The next morning, we went on safari with our guide Sanga.  We are amazed to see zebra, elephants, monkeys, ostriches, giraffes.  We have lunch where the blue birds and the blue balled monkeys pester us for food.  At our picnic spot, our jeep top has to be pulled down as Sanga tells us “the monkeys shit in the jeep if they don’t find food”.    We ended up staying at a lodge with a spectacular view of the Ngorogoro crater.  The next morning, we drive into the crater where we see a sleeping lion, as well as lionesses stalking a wart hog while her baby cubs walk over to the jeeps and sit down.  We have our lunch near a pond and our guide informs us that the most dangerous animal is the hippo as they kill the most people.  I point out that there are 3 or 4 hippos just a few feet away from us but he reassures us that “don’t worry about those hippos.  Those are tourist hippos.”  We also see a male ostrich travel a huge distance to court a female ostrich who just isn’t interested.  Perhaps she already has a boyfriend.  Who knows?

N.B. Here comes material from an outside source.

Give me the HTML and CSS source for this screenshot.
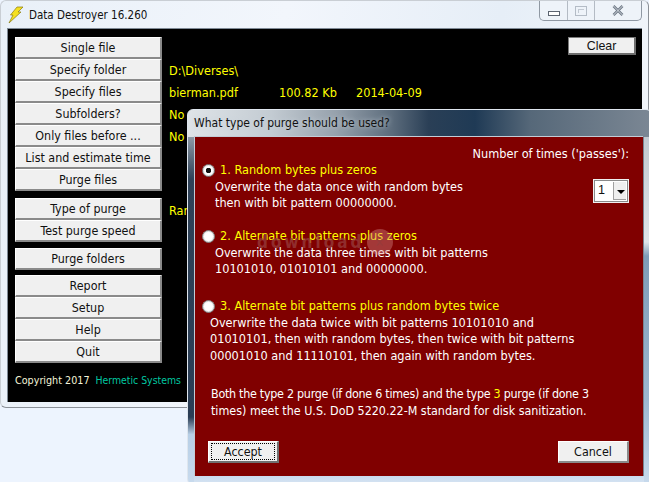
FILE: index.html
```html
<!DOCTYPE html>
<html lang="en">
<head>
    <meta charset="UTF-8">
    <title>Data Destroyer</title>
    <link rel="stylesheet" href="styles.css">
</head>
<body>

<div class="main-window">
    <div class="titlebar">
        <svg class="app-icon" width="16" height="18" viewBox="0 0 16 18">
            <path d="M9 1 L15 1 L10 6 L13 6 L1 17 L5 9 L2.5 9 Z" fill="#f5e020" stroke="#8a7a10" stroke-width="0.7"/>
        </svg>
        <span class="app-title">Data Destroyer 16.260</span>
        <div class="win-controls">
            <div class="win-btn min"><i></i></div>
            <div class="win-btn max"><i></i></div>
            <div class="win-btn close">
                <svg width="12" height="11" viewBox="0 0 12 11">
                    <path d="M1.5 1 L10.5 10 M10.5 1 L1.5 10" stroke="#6c7684" stroke-width="2.6"/>
                    <path d="M1.5 1 L10.5 10 M10.5 1 L1.5 10" stroke="#eef2f6" stroke-width="0.8"/>
                </svg>
            </div>
        </div>
    </div>

    <div class="panel">
        <div class="side">
            <div class="btn-group">
                <div class="btn">Single file</div>
                <div class="btn">Specify folder</div>
                <div class="btn">Specify files</div>
                <div class="btn">Subfolders?</div>
                <div class="btn">Only files before ...</div>
                <div class="btn">List and estimate time</div>
                <div class="btn">Purge files</div>
            </div>
            <div class="btn-group">
                <div class="btn">Type of purge</div>
                <div class="btn">Test purge speed</div>
            </div>
            <div class="btn-group">
                <div class="btn">Purge folders</div>
            </div>
            <div class="btn-group">
                <div class="btn">Report</div>
                <div class="btn">Setup</div>
                <div class="btn">Help</div>
                <div class="btn">Quit</div>
            </div>
            <div class="copyright">Copyright 2017<span class="company">Hermetic Systems</span></div>
        </div>

        <div class="info">
            <div class="info-row clear-row"><div class="btn clear">Clear</div></div>
            <div class="info-row">D:\Diverses\</div>
            <div class="info-row file-row">
                <span class="file-name">bierman.pdf</span>
                <span class="file-size">100.82 Kb</span>
                <span>2014-04-09</span>
            </div>
            <div class="info-row">No</div>
            <div class="info-row">No</div>
            <div class="info-row"></div>
            <div class="info-row"></div>
            <div class="info-row purge-type">Random</div>
        </div>
    </div>
</div>

<div class="dialog">
    <div class="dialog-title">What type of purge should be used?</div>
    <div class="dialog-body">
        <div class="passes">Number of times ('passes'):</div>

        <div class="option first">
            <div class="option-head"><span class="radio checked"></span>1. Random bytes plus zeros</div>
            <p class="indent">Overwrite the data once with random bytes<br>then with bit pattern 00000000.</p>
        </div>

        <div class="combo">
            <span class="combo-value">1</span>
            <span class="combo-arrow"></span>
        </div>

        <div class="option second">
            <div class="option-head"><span class="radio"></span>2. Alternate bit patterns plus zeros</div>
            <p class="indent">Overwrite the data three times with bit patterns<br>10101010, 01010101 and 00000000.</p>
        </div>

        <div class="option third">
            <div class="option-head"><span class="radio"></span>3. Alternate bit patterns plus random bytes twice</div>
            <p>Overwrite the data twice with bit patterns 10101010 and<br>01010101, then with random bytes, then twice with bit patterns<br>00001010 and 11110101, then again with random bytes.</p>
        </div>

        <p class="standard"><span class="tight">Both the type 2 purge (if done 6 times) and the type <span class="hl">3</span> purge (if done 3</span><br>times) meet the U.S. DoD 5220.22-M standard for disk sanitization.</p>

        <div class="dialog-actions">
            <div class="btn accept"><span>Accept</span></div>
            <div class="btn cancel">Cancel</div>
        </div>

        <div class="watermark">download<span class="wm-dot">✕</span></div>
    </div>
</div>

</body>
</html>
```

FILE: styles.css
```css
*{
    margin: 0;
    padding: 0;
    box-sizing: border-box;
}

body{
    position: relative;
    width: 649px;
    height: 482px;
    overflow: hidden;
    background-color: #edf4fe;
    font-family: "DejaVu Sans Condensed", "DejaVu Sans", sans-serif;
    font-size: 12.6px;
    color: #fff;
}

/* main window */
.main-window{
    position: absolute;
    top: 0;
    left: 0;
    width: 649px;
    height: 408px;
    padding: 0 6px;
    background: linear-gradient(100deg, #e9f0f8 0%, #f2f6fc 40%, #e6eef7 70%, #f4f7fb 100%);
    border: 1px solid #8b9097;
    border-top-color: #c9ced4;
    border-left-color: #c9ced4;
    border-radius: 6px;
}

.titlebar{
    display: flex;
    align-items: center;
    height: 27px;
    color: #111;
}

.app-icon{
    margin: 0 5px 0 1px;
}

.app-title{
    font-size: 11.5px;
}

.win-controls{
    display: flex;
    align-self: flex-start;
    margin-left: auto;
    margin-right: 0;
    height: 20px;
    border: 1px solid #8f98a3;
    border-top: 0;
    border-radius: 0 0 5px 5px;
    background-color: #eef3f9;
}

.win-btn{
    display: flex;
    align-items: center;
    justify-content: center;
    border-right: 1px solid #b4bbc4;
}

.win-btn:last-child{
    border-right: 0;
}

.min{
    width: 28px;
}

.min i{
    width: 12px;
    height: 5px;
    margin-top: 6px;
    background-color: #fff;
    border: 1px solid #5c6470;
}

.max{
    width: 27px;
}

.max i{
    width: 12px;
    height: 10px;
    border: 1px solid #b4bcc6;
    box-shadow: inset 2px 2px 0 #eef3f9, inset -2px -2px 0 #eef3f9, inset 3px 3px 0 #c2c9d2;
}

.close{
    width: 46px;
}

.panel{
    display: flex;
    height: 374px;
    padding: 8px 8px 8px 7px;
    background-color: #000;
    border: 1px solid #7f8a96;
    border-width: 1px 0 0 1px;
}

/* buttons */
.side{
    display: flex;
    flex-direction: column;
    flex: none;
    width: 147px;
}

.btn-group{
    display: flex;
    flex-direction: column;
    margin-bottom: 6px;
}

.btn-group:first-child{
    margin-bottom: 7px;
}

.btn-group:nth-child(3){
    margin-bottom: 5px;
}

.btn{
    display: flex;
    align-items: center;
    justify-content: center;
    height: 22px;
    background-color: #f0f0f0;
    border: 1px solid #fff;
    border-right: 2px solid #8a8a8a;
    border-bottom: 2px solid #8a8a8a;
    color: #111;
    font-size: 12.4px;
}

.copyright{
    margin-top: 5px;
    white-space: nowrap;
    font-size: 10.7px;
    color: #f4f4d8;
}

.company{
    margin-left: 6px;
    font-size: 10.4px;
    color: #00c8a0;
}

/* yellow values beside the buttons */
.info{
    flex: 1;
    margin-left: 7px;
    color: #ffff00;
}

.info-row{
    display: flex;
    align-items: center;
    height: 22px;
}

.clear-row{
    align-items: flex-start;
    justify-content: flex-end;
    margin-right: -2px;
}

.clear{
    width: 68px;
    height: 18px;
    border: 1px solid #fff;
    border-top-color: #7a7a7a;
    border-left-color: #7a7a7a;
    border-right: 2px solid #6e6e6e;
    border-bottom: 2px solid #6e6e6e;
    font-family: "Liberation Sans", sans-serif;
}

.file-name{
    width: 110px;
}

.file-size{
    width: 77px;
}

.purge-type{
    margin-top: 8px;
}

/* purge dialog */
.dialog{
    position: absolute;
    top: 109px;
    left: 187px;
    width: 465px;
    height: 376px;
    padding: 0 8px 8px 6px;
    background:
        linear-gradient(180deg, #8d99a5 0, #2f4258 12%, #2a3d55 80%, #b8cfe6 85%, #c9dbee 100%) 0 27px / 6px 350px no-repeat,
        linear-gradient(180deg, #c2c9d0 0, #dfe5ea 30%, #7f9db8 34%, #9db8d0 75%, #c9dbee 100%) 456px 27px / 9px 350px no-repeat,
        linear-gradient(180deg, #c9dbee, #d9e6f3) 0 366px / 100% 10px no-repeat,
        linear-gradient(90deg, #dfe4e8 0%, #c3cbd2 18%, #96a1ac 32%, #5c6c7c 44%, #2a3f56 52%, #1f3a55 62%, #566879 74%, #7b8794 100%);
    border: 1px solid #dfe6ee;
    border-radius: 6px;
}

.dialog-title{
    display: flex;
    align-items: center;
    height: 26px;
    font-size: 12px;
    color: #111;
    text-shadow: 0 0 5px #c9d3dc;
}

.dialog-body{
    position: relative;
    height: 340px;
    width: 449px;
    background-color: #800000;
    border: 1px solid #c3ccd6;
    border-width: 1px 0 0 1px;
}

.passes{
    position: absolute;
    top: 9px;
    right: 14px;
}

.option{
    position: absolute;
    left: 7px;
    line-height: 16.5px;
}

.first{
    top: 25px;
}

.second{
    top: 91px;
}

.third{
    top: 161px;
}

.option-head{
    display: flex;
    align-items: center;
    color: #ffff00;
}

.radio{
    width: 13px;
    height: 13px;
    margin-right: 5px;
    flex: none;
    border-radius: 50%;
    background-color: #fff;
    border: 1px solid #7d7d7d;
    box-shadow: inset 0 0 0 1px #e2e2e2;
}

.checked{
    background: radial-gradient(circle, #111 0, #111 2.5px, #fff 3px);
}

.indent{
    margin-left: 13px;
}

.third p{
    margin-left: 8px;
}

.combo{
    position: absolute;
    top: 42px;
    left: 398px;
    display: flex;
    width: 36px;
    height: 24px;
    padding: 1px;
    background-color: #fff;
    border: 1px solid #f0f0f0;
    box-shadow: inset 0 0 0 1px #8a8a8a;
    color: #111;
}

.combo-value{
    width: 17px;
    padding: 2px 0 0 3px;
    font-family: "Liberation Sans", sans-serif;
}

.combo-arrow{
    position: relative;
    flex: 1;
    margin: 1px;
    background-color: #efefef;
    border-left: 1px solid #a0a0a0;
    border-bottom: 1px solid #a0a0a0;
}

.combo-arrow::after{
    content: "";
    position: absolute;
    top: 8px;
    left: 3px;
    border: 4px solid transparent;
    border-top: 4px solid #000;
    border-bottom: 0;
}

.standard{
    position: absolute;
    top: 249px;
    left: 16px;
    line-height: 16.5px;
    white-space: nowrap;
    font-size: 12.4px;
}

.tight{
    letter-spacing: -0.27px;
}

.hl{
    color: #ffff00;
}

.dialog-actions{
    position: absolute;
    top: 304px;
    left: 13px;
    display: flex;
    justify-content: space-between;
    width: 421px;
}

.accept,
.cancel{
    width: 71px;
    height: 22px;
}

.accept{
    padding: 2px;
    border: 1px solid #fff;
    border-right: 2px solid #707070;
    border-bottom: 2px solid #707070;
}

.accept span{
    flex: 1;
    text-align: center;
    border: 1px dotted #000;
}

.watermark{
    position: absolute;
    top: 92px;
    left: 62px;
    display: flex;
    align-items: center;
    font-size: 17px;
    font-weight: bold;
    letter-spacing: 3px;
    color: rgba(150, 60, 60, 0.75);
}

.wm-dot{
    display: flex;
    align-items: center;
    justify-content: center;
    width: 26px;
    height: 26px;
    margin-left: 2px;
    border-radius: 50%;
    font-size: 13px;
    letter-spacing: 0;
    background-color: rgba(215, 140, 140, 0.4);
    color: rgba(150, 60, 60, 0.8);
}
```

All in all, the trip was definitely a bucket list for me and one of the best my cousin has ever been on.  I guess since we trained so much and our group pace was so slow, the trek felt easier than expected.  Susan’s heartrate moniter didn’t go above 140 except when she went to the bathroom tent at night.   The hardest thing about this trip was having to get up in the middle of the night to go to the bathroom tent.  The best thing was we summited Kilimanjaro and had a fabulous time doing it.